Janitors, jobs and priorities

By Ashley Bean Thornton

When I got home on July 12 a phone message was waiting for me – Did you see the paper?  City of Waco is thinking of outsourcing janitorial services; 22 people might lose their jobs!   Since I have been facilitating the Prosper Waco committee that is working hard to help people find exactly these kinds of jobs, I was certainly concerned.  I zipped off a note to my city council rep, the mayor, and the city manager (among others).  I’m pleased to say that all three responded quickly and thoughtfully.   Their responses all shared the same basic message – we’re trying to make wise choices about how to best use limited resources.

We, the general public, tend to want everything. We want to pay people decent wages, and we also want more and more other stuff:  Police and fire protection, street repairs, good water and utilities, parks, arts and culture, sidewalks, etc. etc. We like the comfort of the status quo, and we want the benefits that come with change.  Also, we don’t really want to pay any more in taxes.  It’s tough to choose among all these priorities.

In general, we the people of Waco, are not too keen on wrestling with the trade-offs and the exact details of how much of one thing we are willing to sacrifice in order to get some more of something else we want.  We leave these “details” to the city staff.  That’s A-OK with me.  I have all kinds of confidence in our city staff.  I believe they know a whole lot more about running a city than I do.  And, I believe they are working as hard as they know how to help us grow the city we want.  It is precisely because we trust our city officials to handle the details of these trade-offs, that it is important to communicate clearly to them what is most important to us.

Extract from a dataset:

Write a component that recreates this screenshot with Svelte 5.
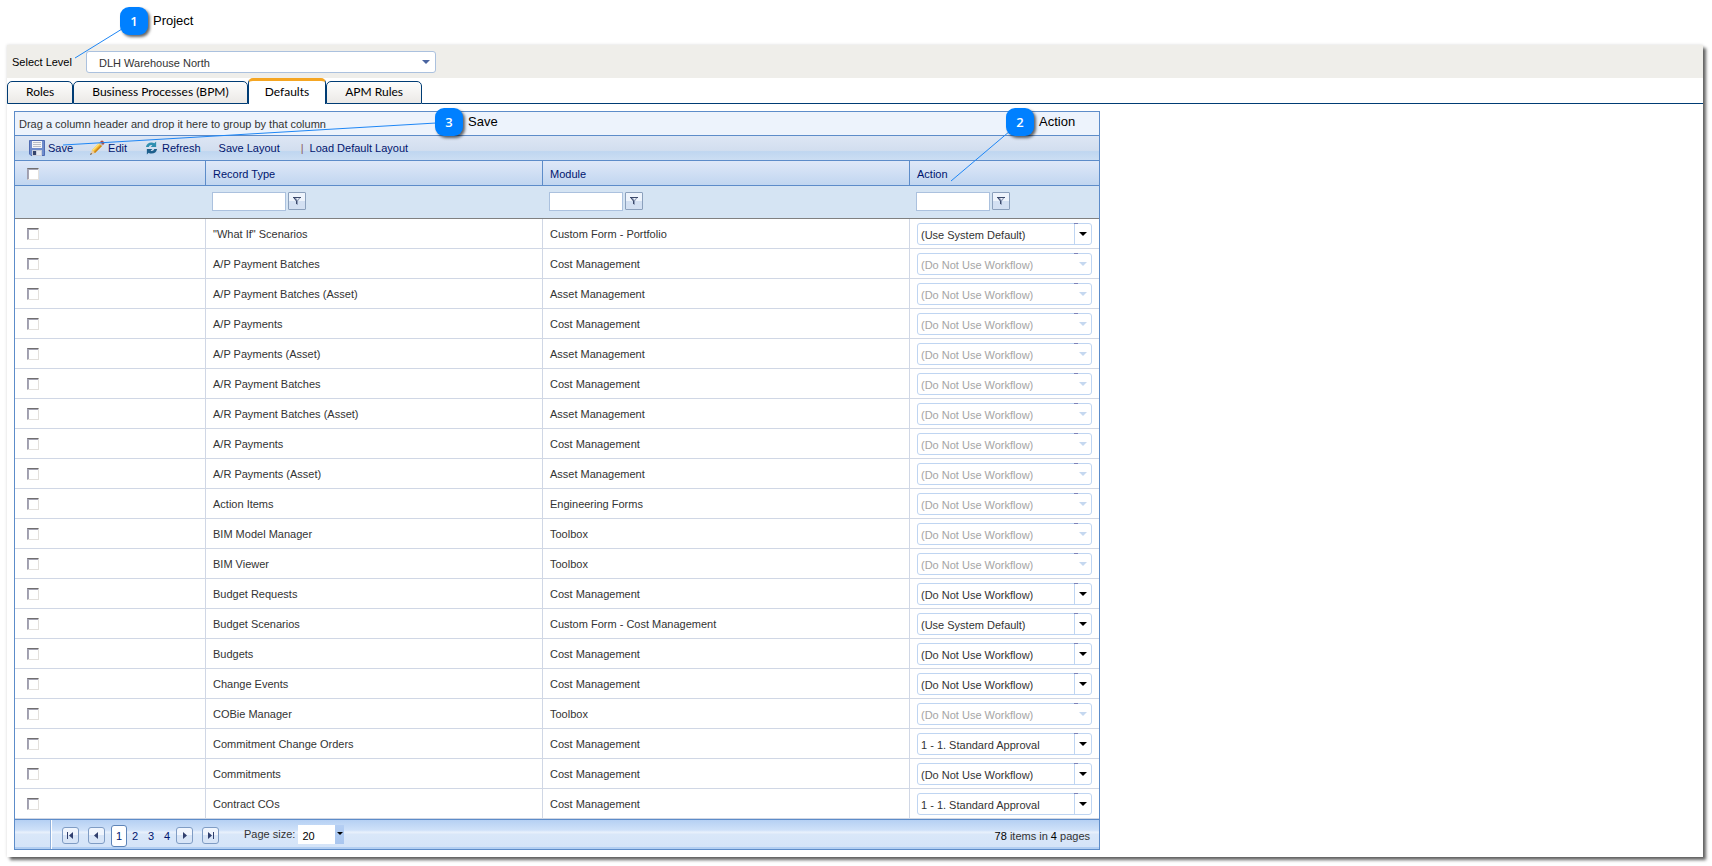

I want our city leaders and staff to know that good jobs for all Wacoans is at the very top of our list of priorities.  I want them to know that, if need be, we will support decisions to go slower on some of our other city goals in order to stay true to that value.

What does outsourcing a few janitorial jobs have to do with the lofty goal of good jobs for all Wacoans?  Maybe not too much, but maybe quite a bit.  I had never thought about outsourcing much before facilitating this Prosper Waco employment committee, but as I have learned more about how it works, I worry that it can lead to a general trend of trading good jobs for bad jobs.

By “good jobs” I mean full-time work with decent pay (at least $10 an hour) and benefits such as health care and retirement.  By “bad jobs” I mean low pay, or offering only part-time work that never leads to any benefits.  “Good” jobs build up our community and help create stable families. Bad jobs contribute to destabilizing families, and destabilized families contribute to a host of deep and long range challenges for our community.

I understand that the jobs I am calling “Bad” are not bad for all people in all situations.  Too many bad jobs and not enough good jobs is the problem.  That’s why I am concerned about the possibility of trading some of our good ones for bad ones.

When I heard that the city could save $294,000 by privatizing, I wondered how a contractor would be able to do the same work for so much less.  One worrisome possible answer is that they will pay less, not offer equivalent benefits, or only let people work part time so that they never qualify for benefits.  But, that doesn’t necessarily have to be the case.  It could be that by focusing on the one core business of janitorial services contractors are able to gain efficiencies that allow them to offer lower rates to their customers while still offering their employees good jobs. The latter would be a win-win.  The former would not be a win for Waco even if it represented considerable savings to the City HR budget.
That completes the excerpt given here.